How to Calculate Electric Field due to a Uniformly Charged Rod

📚 Definition of Electric Field

The electric field is a vector field that describes the electric force exerted on a unit positive charge at any point in space. It is created by electric charges and is measured in units of Newtons per Coulomb (N/C).

📜 Historical Context

The concept of the electric field was introduced by Michael Faraday in the 19th century. It revolutionized our understanding of electromagnetism by providing a way to describe the forces between charges without the need for direct contact. This idea was further developed by James Clerk Maxwell, who incorporated it into his theory of electromagnetism.
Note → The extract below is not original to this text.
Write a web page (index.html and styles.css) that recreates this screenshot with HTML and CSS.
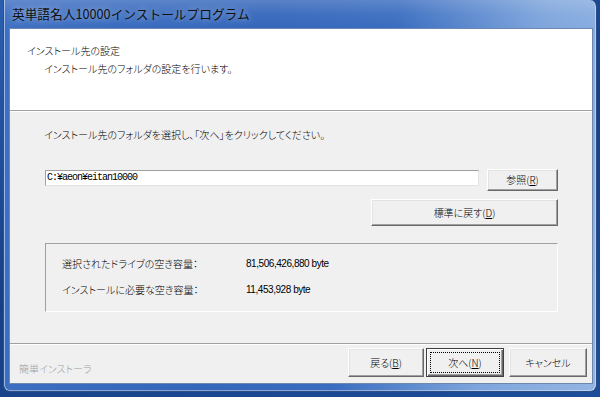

💡 Key Principles for Calculating the Electric Field of a Uniformly Charged Rod

• 📏 Linear Charge Density: Define the linear charge density $\lambda$ as the total charge $Q$ divided by the length $L$ of the rod: $\lambda = \frac{Q}{L}$. This represents the charge per unit length.
• 🧩 Infinitesimal Element: Consider an infinitesimal element of the rod, $dx$, carrying a charge $dq = \lambda dx$.
• ⚡ Electric Field Contribution: The electric field $d\vec{E}$ due to this element at a point P a distance $r$ away is given by Coulomb's law: $dE = \frac{1}{4\pi\epsilon_0} \frac{dq}{r^2}$, where $\epsilon_0$ is the permittivity of free space.
• ➕ Superposition Principle: Apply the superposition principle, meaning that the total electric field is the vector sum (integral) of the electric fields due to all infinitesimal elements of the rod.
• 📐 Symmetry: Exploit any symmetry in the charge distribution to simplify the calculation. For example, if the point P is on the perpendicular bisector of the rod, the y-components of the electric field will cancel out.
• 🧮 Integration: Perform the integration to find the total electric field. You may need to use trigonometric substitutions depending on the geometry of the problem.
• 🧭 Direction: Determine the direction of the electric field. It will point away from the rod if the rod is positively charged and towards the rod if the rod is negatively charged.

📝 Step-by-Step Calculation

Let's calculate the electric field at a point P located a distance $y$ away from the center of a uniformly charged rod of length $L$ along its perpendicular bisector. The rod has a total charge $Q$.

1. Define the linear charge density: $\lambda = \frac{Q}{L}$.
2. Consider a small element $dx$ at a distance $x$ from the center of the rod. The charge of this element is $dq = \lambda dx$.
3. The distance from the element $dx$ to the point P is $r = \sqrt{x^2 + y^2}$.
4. The electric field $dE$ due to this element is $dE = \frac{1}{4\pi\epsilon_0} \frac{\lambda dx}{x^2 + y^2}$.
5. Since the point P is on the perpendicular bisector, the x-components of the electric field will cancel out due to symmetry. We only need to consider the y-component, which is $dE_y = dE \cos\theta = dE \frac{y}{\sqrt{x^2 + y^2}}$.
6. Substitute $dE$: $dE_y = \frac{1}{4\pi\epsilon_0} \frac{\lambda y dx}{(x^2 + y^2)^{3/2}}$.
7. Integrate from $-L/2$ to $L/2$ to find the total electric field: $E_y = \int_{-L/2}^{L/2} \frac{1}{4\pi\epsilon_0} \frac{\lambda y dx}{(x^2 + y^2)^{3/2}} = \frac{\lambda}{4\pi\epsilon_0 y} \frac{L}{\sqrt{L^2 + 4y^2}}$.
8. Substitute $\lambda = \frac{Q}{L}$: $E_y = \frac{1}{4\pi\epsilon_0} \frac{Q}{y\sqrt{L^2 + 4y^2}}$. This is the electric field at point P.

🌍 Real-world Applications

• 📺 Electrostatic Precipitators: These devices use electric fields to remove particulate matter from exhaust gases in power plants and factories. Charged rods are used to generate the electric field.
• 🖨️ Laser Printers and Copiers: Electric fields are used to precisely control the deposition of toner onto paper, forming the image. Charged rods or wires create these fields.
• 🛡️ High-Voltage Power Lines: Understanding the electric fields around high-voltage power lines is crucial for safety and insulation design. The power lines can be approximated as charged rods for certain calculations.

🔑 Conclusion

Calculating the electric field due to a uniformly charged rod involves understanding linear charge density, applying Coulomb's law to infinitesimal elements, and integrating over the length of the rod. By understanding these principles and practicing example problems, you can master this important concept in electromagnetism.